La ausencia de banderas de partidos políticos durante el estallido social de 2019 es un aspecto revelador sobre la naturaleza del movimiento y el clima de descontento que lo alimentó. De hecho, hay ejemplos claros de cómo la participación política tradicional fue rechazada. Cuando los comunistas intentaron unirse a las protestas, fueron recibidos con violencia y expulsados por los propios manifestantes. Recordemos el momento en que Gabriel Boric se acercó a Plaza Italia, el epicentro del estallido. Su presencia fue acogida no solo con desconfianza, sino con hostilidad; llegó incluso a ser bañado en cerveza y escupitajos, enfrentándose al riesgo de ser linchado. Solo gracias a la intervención de algunos manifestantes se evitaron actos de violencia mayores. Asimismo, Daniel Jadue tuvo que abandonar Plaza Italia tras un intento de golpiza por parte de los presentes. Estos hechos evidencian el rechazo y la desconfianza de los manifestantes hacia todos los partidos políticos, incluidas las facciones de la izquierda partidista, a quienes consideraban traidores a los intereses del pueblo.
Es fundamental resaltar que la misma «izquierda» partidista que hoy en día algunos sindican como responsable de incendiar Chile durante el estallido social fue, en complicidad con la derecha que entonces estaba en el poder, la que promulgó la ley anti barricadas y anti encapuchados. Estas medidas, respaldadas por el voto del diputado Gabriel Boric y otros parlamentarios del Frente Amplio y del Partido Comunista, resultaron en la criminalización de la protesta popular, un acto que refleja un claro intento por frenar el clamor de un pueblo que exigía cambio. Todos estos hechos dejan en evidencia que la clase política, en su conjunto, no solo sintió temor ante el descontento ciudadano, sino que también se mostró más preocupada por proteger sus privilegios y los de sus aliados en la oligarquía que por escuchar las demandas legítimas del pueblo.

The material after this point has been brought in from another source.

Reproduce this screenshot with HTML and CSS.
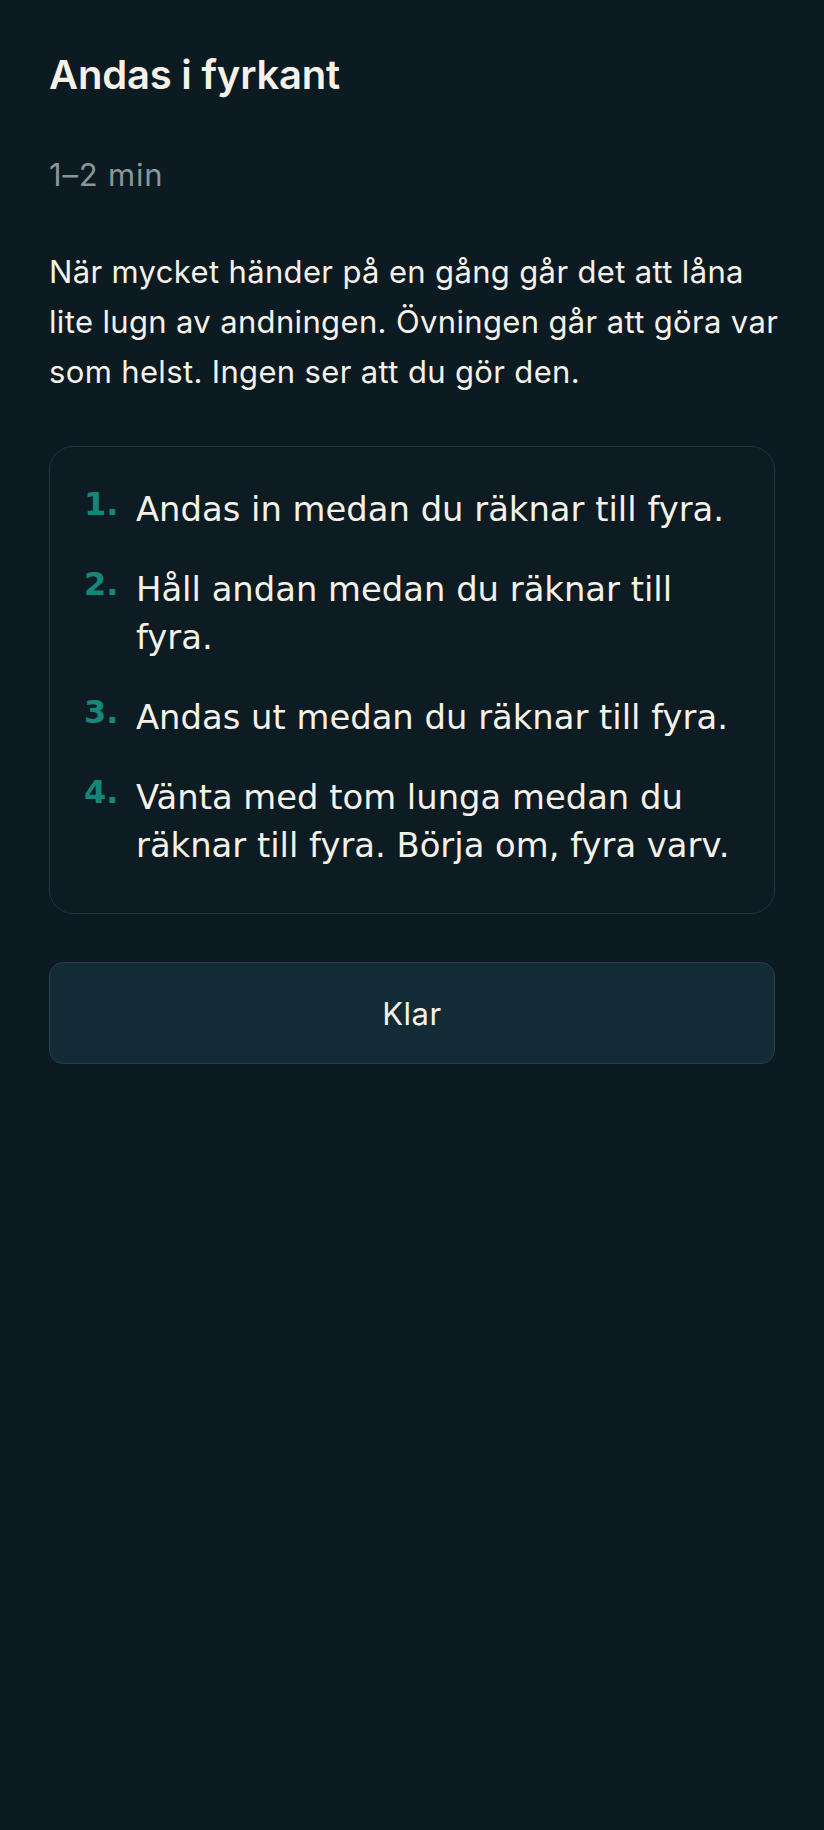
FILE: index.html
```html
<!DOCTYPE html>
<html lang="sv">
<head>
  <meta charset="UTF-8">
  <title>Andas i fyrkant</title>
  <meta name="viewport" content="width=device-width, initial-scale=1">
  <link rel="stylesheet" href="styles.css">
</head>
<body>
<main class="exercise">
  <h1 class="exercise-title">Andas i fyrkant</h1>
  <p class="exercise-time">1–2 min</p>
  <p class="exercise-intro">När mycket händer på en gång går det att låna lite lugn av andningen. Övningen går att göra var som helst. Ingen ser att du gör den.</p>

  <ol class="steps">
    <li class="step"><span class="step-num">1.</span><span class="step-text">Andas in medan du räknar till fyra.</span></li>
    <li class="step"><span class="step-num">2.</span><span class="step-text">Håll andan medan du räknar till fyra.</span></li>
    <li class="step"><span class="step-num">3.</span><span class="step-text">Andas ut medan du räknar till fyra.</span></li>
    <li class="step"><span class="step-num">4.</span><span class="step-text">Vänta med tom lunga medan du räknar till fyra. Börja om, fyra varv.</span></li>
  </ol>

  <button class="done-btn" type="button">Klar</button>
</main>
</body>
</html>
```

FILE: styles.css
```css
*{box-sizing:border-box;}
html,body{background:#0c1a22;}
body{margin:0;color:#f5f1e8;font-family:Inter,"Noto Sans",sans-serif;}
.exercise{padding:51px 49px 80px;display:flex;flex-direction:column;}
.exercise-title{margin:0;font-size:40px;line-height:48px;font-weight:600;letter-spacing:-0.2px;}
.exercise-time{margin:58px 0 0;font-size:31px;line-height:36px;color:#8b969b;letter-spacing:0.8px;}
/* a touch wider than the card so "var" stays on line two */
.exercise-intro{margin:54px -12px 0 0;font-size:31px;line-height:50px;letter-spacing:0.35px;}

.steps{list-style:none;margin:49px 0 0;padding:39px 34px 43px;border:1px solid #24343d;border-radius:24px;background:#0d1b23;display:flex;flex-direction:column;gap:32px;font-family:"DejaVu Sans",sans-serif;}
.step{display:grid;grid-template-columns:36px 1fr;column-gap:16px;align-items:start;}
.step-num{font-size:32px;line-height:36px;font-weight:700;color:#15877a;}
.step-text{font-size:33.8px;line-height:48px;}

.done-btn{margin-top:48px;height:102px;border:1px solid #2a3e48;border-radius:14px;background:#132b36;color:#f5f1e8;font-family:Inter,"Noto Sans",sans-serif;font-size:31px;letter-spacing:0.5px;cursor:pointer;}
```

Finalmente, como ya sabemos, todo quedó en nada. Después de un proceso arduo y lleno de expectativas, lo que se presentó como una oportunidad de cambio se convirtió en un eco de desilusión. Las dos propuestas de constitución, ambas rechazadas y marcadas por sus respectivas inclinaciones políticas, subrayan el estancamiento de un país que sigue aferrado a los vestigios de un pasado dictatorial. Las promesas de transformación se diluyeron, dejando vigente la herencia de Pinochet y la continua expansión del neoliberalismo, mientras el saqueo de Chile persiste sin límites.
Pese a todo, queda claro que este no es el momento para cambiar la constitución. En un contexto donde la clase política sigue siendo servil al neoliberalismo globalista, las condiciones no están dadas para un proceso realmente transformador. Es esencial reconocer que, en esta realidad, el cambio se ve amenazado por intereses que priorizan el poder corporativo sobre las verdaderas necesidades del pueblo.
Sin embargo, no podemos permitir que esta situación nos lleve a la resignación. Debemos seguir manteniendo y fortaleciendo las asambleas y cabildos, espacios en los que emana el auténtico poder popular. Desde estos lugares de encuentro y deliberación, es desde donde deben surgir mandatos soberanos, representativos de la voluntad de la ciudadanía.
La lucha por la soberanía y la dignidad de Chile debe continuar. Es en la organización y la deliberación colectiva donde encontraremos el camino hacia el futuro que soñamos, uno que refleje auténticamente nuestras aspiraciones y necesidades como nación.